Kusev, Petko, van Schaik, Paul and Juliusson, Asgeir (2012) Human preferences and risky choices. Frontiers Research Topics . Frontiers Media SA. ISBN 9782889190560

There are different views on what preferences for risks are and whether they are indicators of stable, underlying generic cognitive systems. Preferences could be conceived as an attitude towards a set of properties of context, memory and affect - a gauge
of how much uncertainty one is willing to tolerate. This special issue aims to initiate a discussion on the stability of preferences for risks - as research has shown that different decision domains, response modes, and framing facilitate preference reversals. A consistent claim from behavioural decision researchers is that, contrary to the assumptions of classical economics, preferences are not stable and
inherent constructs in individuals but are modified by levels of accessibility in memory, context, decision complexity, and type of psychological processing (e.g., sampling or computational “tradeoffs” in processing). For example, in a sampling-based decision-making paradigm it is argued that preferences are not essential for making risky decisions. The existing theoretical and empirical evidence reveals that human preferences are relative and unstable, undermining the predictions of normative theory.
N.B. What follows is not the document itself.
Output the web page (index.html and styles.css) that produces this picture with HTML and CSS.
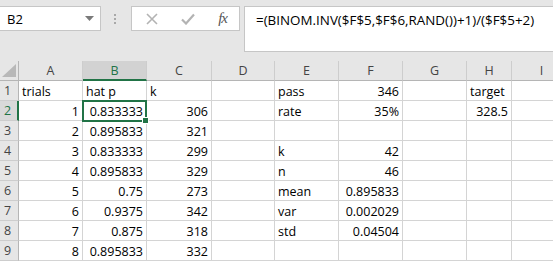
FILE: index.html
```html
<!doctype html>
<html>
<head>
<meta charset="utf-8">
<title>Sheet1</title>
<link rel="stylesheet" href="styles.css">
</head>
<body>
<div class="app">
	<div class="bar">
		<div class="namebox">
			<span>B2</span>
			<svg class="caret" width="9" height="5" viewBox="0 0 9 5"><path d="M0 0h9L4.5 5z" fill="#7a7a7a"/></svg>
		</div>
		<div class="grip"><i></i><i></i><i></i></div>
		<div class="fbtns">
			<svg width="12" height="12" viewBox="0 0 12 12"><path d="M1 1l10 10M11 1L1 11" stroke="#b3b3b3" stroke-width="1.6"/></svg>
			<svg width="14" height="12" viewBox="0 0 14 12"><path d="M1 6.5l4 4L13 1.5" stroke="#b3b3b3" stroke-width="2.2" fill="none"/></svg>
			<span class="fx">fx</span>
		</div>
		<div class="formula">=(BINOM.INV($F$5,$F$6,RAND())+1)/($F$5+2)</div>
	</div>

	<div class="sheet">
		<div class="hd corner"><svg width="14" height="13" viewBox="0 0 14 13"><path d="M14 0V13H0z" fill="#b8b8b8"/></svg></div>
		<div class="hd col">A</div><div class="hd col on">B</div><div class="hd col">C</div><div class="hd col">D</div><div class="hd col">E</div><div class="hd col">F</div><div class="hd col">G</div><div class="hd col">H</div><div class="hd col">I</div>

		<div class="hd row">1</div><div class="c">trials</div><div class="c">hat p</div><div class="c">k</div><div class="c"></div><div class="c">pass</div><div class="c n">346</div><div class="c"></div><div class="c">target</div><div class="c"></div>
		<div class="hd row on">2</div><div class="c n">1</div><div class="c n sel">0.833333</div><div class="c n">306</div><div class="c"></div><div class="c">rate</div><div class="c n">35%</div><div class="c"></div><div class="c n">328.5</div><div class="c"></div>
		<div class="hd row">3</div><div class="c n">2</div><div class="c n">0.895833</div><div class="c n">321</div><div class="c"></div><div class="c"></div><div class="c"></div><div class="c"></div><div class="c"></div><div class="c"></div>
		<div class="hd row">4</div><div class="c n">3</div><div class="c n">0.833333</div><div class="c n">299</div><div class="c"></div><div class="c">k</div><div class="c n">42</div><div class="c"></div><div class="c"></div><div class="c"></div>
		<div class="hd row">5</div><div class="c n">4</div><div class="c n">0.895833</div><div class="c n">329</div><div class="c"></div><div class="c">n</div><div class="c n">46</div><div class="c"></div><div class="c"></div><div class="c"></div>
		<div class="hd row">6</div><div class="c n">5</div><div class="c n">0.75</div><div class="c n">273</div><div class="c"></div><div class="c">mean</div><div class="c n">0.895833</div><div class="c"></div><div class="c"></div><div class="c"></div>
		<div class="hd row">7</div><div class="c n">6</div><div class="c n">0.9375</div><div class="c n">342</div><div class="c"></div><div class="c">var</div><div class="c n">0.002029</div><div class="c"></div><div class="c"></div><div class="c"></div>
		<div class="hd row">8</div><div class="c n">7</div><div class="c n">0.875</div><div class="c n">318</div><div class="c"></div><div class="c">std</div><div class="c n">0.04504</div><div class="c"></div><div class="c"></div><div class="c"></div>
		<div class="hd row">9</div><div class="c n">8</div><div class="c n">0.895833</div><div class="c n">332</div><div class="c"></div><div class="c"></div><div class="c"></div><div class="c"></div><div class="c"></div><div class="c"></div>
	</div>
</div>
</body>
</html>
```

FILE: styles.css
```css
html, body{
	margin:0;
	padding:0;
	background:#e6e6e6;
	overflow:hidden;
	}
.app{
	width:553px;
	height:261px;
	overflow:hidden;
	font-family:"Open Sans", "Liberation Sans", sans-serif;
	color:#000;
	}
/* formula bar */
.bar{
	height:61px;
	display:flex;
	align-items:flex-start;
	}
.namebox{
	box-sizing:border-box;
	width:102px;
	height:25px;
	margin:6px 0 0 -1px;
	padding:0 0 0 7px;
	background:#fff;
	border:1px solid #c6c6c6;
	display:flex;
	align-items:center;
	justify-content:space-between;
	font-size:13px;
	}
.namebox .caret{
	margin-right:6px;
	}
.grip{
	width:30px;
	height:25px;
	margin-top:6px;
	display:flex;
	flex-direction:column;
	align-items:center;
	justify-content:center;
	gap:2px;
	}
.grip i{
	width:2px;
	height:2px;
	background:#a8a8a8;
	margin-left:-2px;
	}
.fbtns{
	box-sizing:border-box;
	width:109px;
	height:25px;
	margin-top:6px;
	padding:0 12px 0 14px;
	background:#fff;
	border:1px solid #c6c6c6;
	display:flex;
	align-items:center;
	justify-content:space-between;
	}
.fx{
	font-family:"Liberation Serif", serif;
	font-style:italic;
	font-size:15px;
	color:#555;
	letter-spacing:-1px;
	}
.formula{
	box-sizing:border-box;
	flex:1;
	height:46px;
	margin:6px -2px 0 4px;
	padding:3px 0 0 11px;
	background:#fff;
	border:1px solid #c6c6c6;
	font-size:13.4px;
	line-height:20px;
	white-space:nowrap;
	}
/* sheet */
.sheet{
	display:grid;
	grid-template-columns:19px 64px 64px 65px 63px 64px 64px 64px 45px 60px;
	grid-auto-rows:20px;
	background:#fff;
	}
.c{
	box-sizing:border-box;
	border-right:1px solid #d4d4d4;
	border-bottom:1px solid #d4d4d4;
	padding:2px 3px 0 3px;
	font-size:12.5px;
	line-height:18px;
	white-space:nowrap;
	}
.c.n{
	text-align:right;
	}
.sel{
	position:relative;
	}
.sel:after{
	content:"";
	position:absolute;
	left:-1px;
	top:-1px;
	right:-1px;
	bottom:-2px;
	border:2px solid #217346;
	}
.sel:before{
	content:"";
	position:absolute;
	right:-3px;
	bottom:-4px;
	width:5px;
	height:5px;
	background:#217346;
	border:1px solid #fff;
	z-index:1;
	}
.hd{
	box-sizing:border-box;
	background:#e6e6e6;
	color:#444;
	font-size:12.5px;
	line-height:19px;
	}
.hd.col{
	text-align:center;
	border-right:1px solid #cdcdcd;
	border-bottom:1px solid #b5b5b5;
	}
.hd.col.on{
	background:#d2d2d2;
	color:#217346;
	border-bottom:2px solid #217346;
	}
.hd.row{
	padding:1px 0 0 4px;
	line-height:18px;
	border-right:1px solid #b5b5b5;
	border-bottom:1px solid #cdcdcd;
	}
.hd.row.on{
	background:#d9d9d9;
	color:#217346;
	border-right:2px solid #217346;
	}
.corner{
	display:flex;
	align-items:flex-end;
	justify-content:flex-end;
	padding:0 2px 3px 0;
	border-right:1px solid #b5b5b5;
	border-bottom:1px solid #b5b5b5;
	}
```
Recent theoretical accounts in psychology have expanded the debate further by offering evolutionary models of decision-making under risk. While most of the researcher has explored optimisation goals (traditionally assumed in economics), evolutionary psychology has promoted adaptation-driven processes for risky choices. Moreover, we have witnessed a renaissance of preferences as affect rather than as a construct with psycho-economical properties. Although behavioural decision research is still engaged in challenging the foundation of economic theory, at present, opinions seem less unified as to whether preferences reflect common psychological constructs.